What the exercise asks.
Quote the data exactly, first line to the line containing "useState, type ReactNode", with no pictures.

Dataset extract.
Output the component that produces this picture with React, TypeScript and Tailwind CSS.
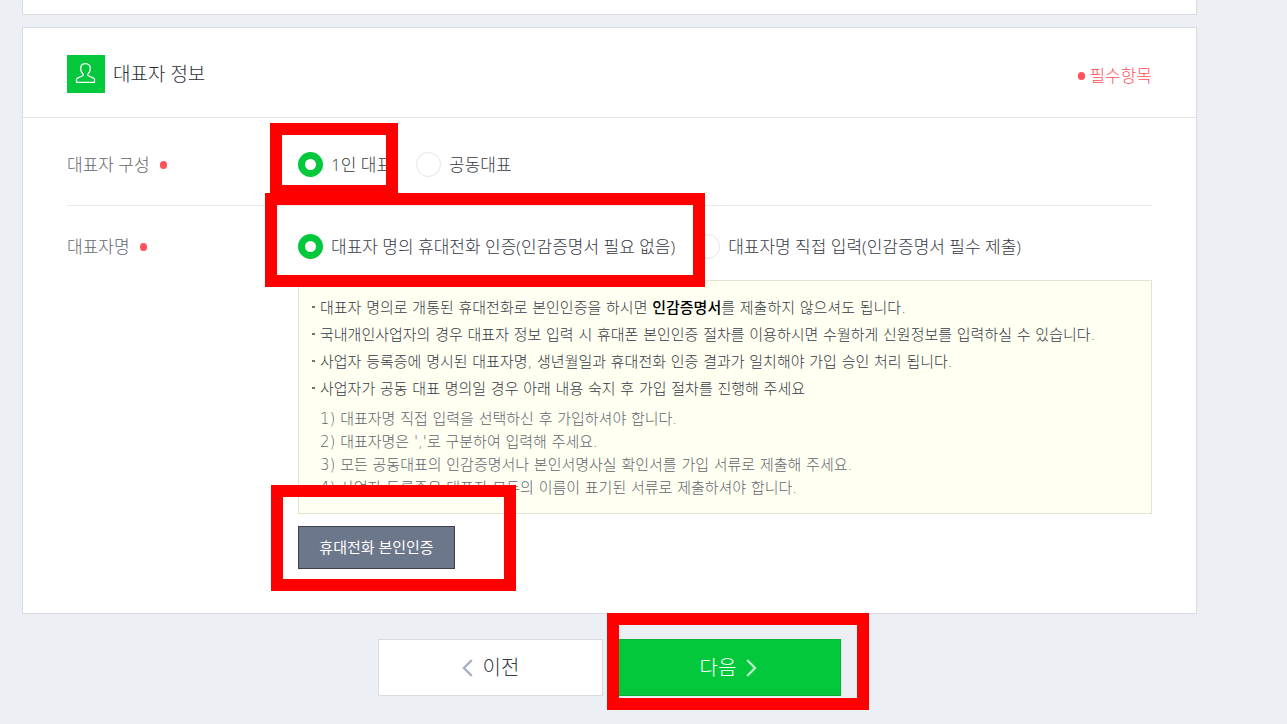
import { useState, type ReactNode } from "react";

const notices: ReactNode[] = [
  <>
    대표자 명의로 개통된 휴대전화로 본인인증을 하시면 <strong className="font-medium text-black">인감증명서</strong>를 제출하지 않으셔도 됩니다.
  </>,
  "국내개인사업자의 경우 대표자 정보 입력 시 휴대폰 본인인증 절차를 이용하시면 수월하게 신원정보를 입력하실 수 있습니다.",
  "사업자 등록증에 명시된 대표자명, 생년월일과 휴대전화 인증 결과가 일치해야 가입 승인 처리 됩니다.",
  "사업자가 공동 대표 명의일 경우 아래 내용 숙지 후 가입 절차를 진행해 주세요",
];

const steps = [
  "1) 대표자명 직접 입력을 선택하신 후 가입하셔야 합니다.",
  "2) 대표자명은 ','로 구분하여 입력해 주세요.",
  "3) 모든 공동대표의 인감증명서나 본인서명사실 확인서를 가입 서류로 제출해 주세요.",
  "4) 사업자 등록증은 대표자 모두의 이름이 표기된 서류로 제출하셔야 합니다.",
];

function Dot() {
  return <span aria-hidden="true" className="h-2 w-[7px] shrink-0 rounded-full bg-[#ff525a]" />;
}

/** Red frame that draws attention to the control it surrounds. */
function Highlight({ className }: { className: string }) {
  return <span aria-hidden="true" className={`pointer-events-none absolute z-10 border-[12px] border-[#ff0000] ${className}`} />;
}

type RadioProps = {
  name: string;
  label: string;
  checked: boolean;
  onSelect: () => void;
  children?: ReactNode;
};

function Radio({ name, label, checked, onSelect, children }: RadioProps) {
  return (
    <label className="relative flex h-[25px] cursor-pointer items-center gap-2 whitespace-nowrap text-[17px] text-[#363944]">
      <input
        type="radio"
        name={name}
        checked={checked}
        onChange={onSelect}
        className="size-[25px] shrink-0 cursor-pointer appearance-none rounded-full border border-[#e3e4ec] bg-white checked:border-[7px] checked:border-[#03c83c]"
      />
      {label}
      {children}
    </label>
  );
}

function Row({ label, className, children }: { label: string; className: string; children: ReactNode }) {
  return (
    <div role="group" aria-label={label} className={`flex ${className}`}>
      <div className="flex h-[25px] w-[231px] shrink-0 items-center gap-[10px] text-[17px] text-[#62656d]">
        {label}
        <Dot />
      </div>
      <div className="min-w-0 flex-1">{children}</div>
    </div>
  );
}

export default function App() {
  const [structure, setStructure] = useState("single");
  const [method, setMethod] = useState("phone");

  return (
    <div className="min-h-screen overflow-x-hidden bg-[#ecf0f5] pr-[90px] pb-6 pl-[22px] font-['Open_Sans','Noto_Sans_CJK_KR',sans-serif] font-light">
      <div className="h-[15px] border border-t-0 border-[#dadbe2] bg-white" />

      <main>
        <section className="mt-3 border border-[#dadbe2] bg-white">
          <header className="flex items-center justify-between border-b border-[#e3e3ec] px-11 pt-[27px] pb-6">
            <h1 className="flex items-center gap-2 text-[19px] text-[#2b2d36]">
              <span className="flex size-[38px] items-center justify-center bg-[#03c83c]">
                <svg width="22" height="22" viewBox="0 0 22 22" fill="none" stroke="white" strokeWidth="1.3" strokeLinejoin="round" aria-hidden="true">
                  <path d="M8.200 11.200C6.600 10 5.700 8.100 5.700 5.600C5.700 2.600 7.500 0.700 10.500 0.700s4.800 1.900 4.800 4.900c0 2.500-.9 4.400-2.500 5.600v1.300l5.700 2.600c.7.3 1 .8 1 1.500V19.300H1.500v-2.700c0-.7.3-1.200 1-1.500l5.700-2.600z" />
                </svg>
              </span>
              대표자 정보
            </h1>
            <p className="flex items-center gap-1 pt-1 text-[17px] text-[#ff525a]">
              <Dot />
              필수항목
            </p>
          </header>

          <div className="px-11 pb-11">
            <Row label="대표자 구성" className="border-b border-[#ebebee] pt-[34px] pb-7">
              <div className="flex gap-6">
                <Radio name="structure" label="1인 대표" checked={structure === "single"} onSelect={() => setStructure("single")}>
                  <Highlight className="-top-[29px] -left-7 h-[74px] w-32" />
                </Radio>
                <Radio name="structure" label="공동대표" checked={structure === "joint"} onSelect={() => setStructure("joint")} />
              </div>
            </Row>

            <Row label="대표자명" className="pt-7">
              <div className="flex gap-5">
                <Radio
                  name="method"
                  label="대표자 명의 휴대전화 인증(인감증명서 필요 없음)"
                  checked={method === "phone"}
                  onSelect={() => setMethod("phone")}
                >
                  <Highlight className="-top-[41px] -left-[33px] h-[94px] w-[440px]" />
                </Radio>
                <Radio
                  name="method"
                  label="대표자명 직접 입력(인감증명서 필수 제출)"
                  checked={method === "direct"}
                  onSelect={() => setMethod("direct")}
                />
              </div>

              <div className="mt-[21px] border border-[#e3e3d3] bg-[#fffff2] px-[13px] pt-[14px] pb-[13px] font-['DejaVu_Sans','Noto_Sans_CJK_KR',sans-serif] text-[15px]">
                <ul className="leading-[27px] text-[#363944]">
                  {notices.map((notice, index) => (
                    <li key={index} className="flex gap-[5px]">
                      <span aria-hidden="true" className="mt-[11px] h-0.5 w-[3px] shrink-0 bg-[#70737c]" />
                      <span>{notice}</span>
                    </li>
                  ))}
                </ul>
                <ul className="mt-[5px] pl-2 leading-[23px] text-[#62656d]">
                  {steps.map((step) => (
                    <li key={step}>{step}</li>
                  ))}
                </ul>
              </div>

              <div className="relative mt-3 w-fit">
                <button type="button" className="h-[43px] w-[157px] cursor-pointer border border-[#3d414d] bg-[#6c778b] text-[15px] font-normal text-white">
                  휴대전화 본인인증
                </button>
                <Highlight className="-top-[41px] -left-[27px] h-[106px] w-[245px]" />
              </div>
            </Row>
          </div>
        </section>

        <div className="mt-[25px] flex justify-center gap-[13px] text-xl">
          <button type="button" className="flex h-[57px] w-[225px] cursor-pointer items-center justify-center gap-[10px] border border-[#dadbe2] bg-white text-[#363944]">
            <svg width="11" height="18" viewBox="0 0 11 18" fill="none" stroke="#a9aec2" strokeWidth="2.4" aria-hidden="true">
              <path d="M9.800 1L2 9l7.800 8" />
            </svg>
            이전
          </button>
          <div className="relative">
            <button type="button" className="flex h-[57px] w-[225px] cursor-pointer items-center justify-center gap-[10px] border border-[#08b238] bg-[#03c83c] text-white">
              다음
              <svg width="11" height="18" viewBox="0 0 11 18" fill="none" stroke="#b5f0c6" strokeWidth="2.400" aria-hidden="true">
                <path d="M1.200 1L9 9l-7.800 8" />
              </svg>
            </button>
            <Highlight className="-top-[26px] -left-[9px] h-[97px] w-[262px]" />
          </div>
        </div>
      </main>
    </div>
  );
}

Solution.
Output the component that produces this picture with React, TypeScript and Tailwind CSS.
import { useState, type ReactNode } from "react";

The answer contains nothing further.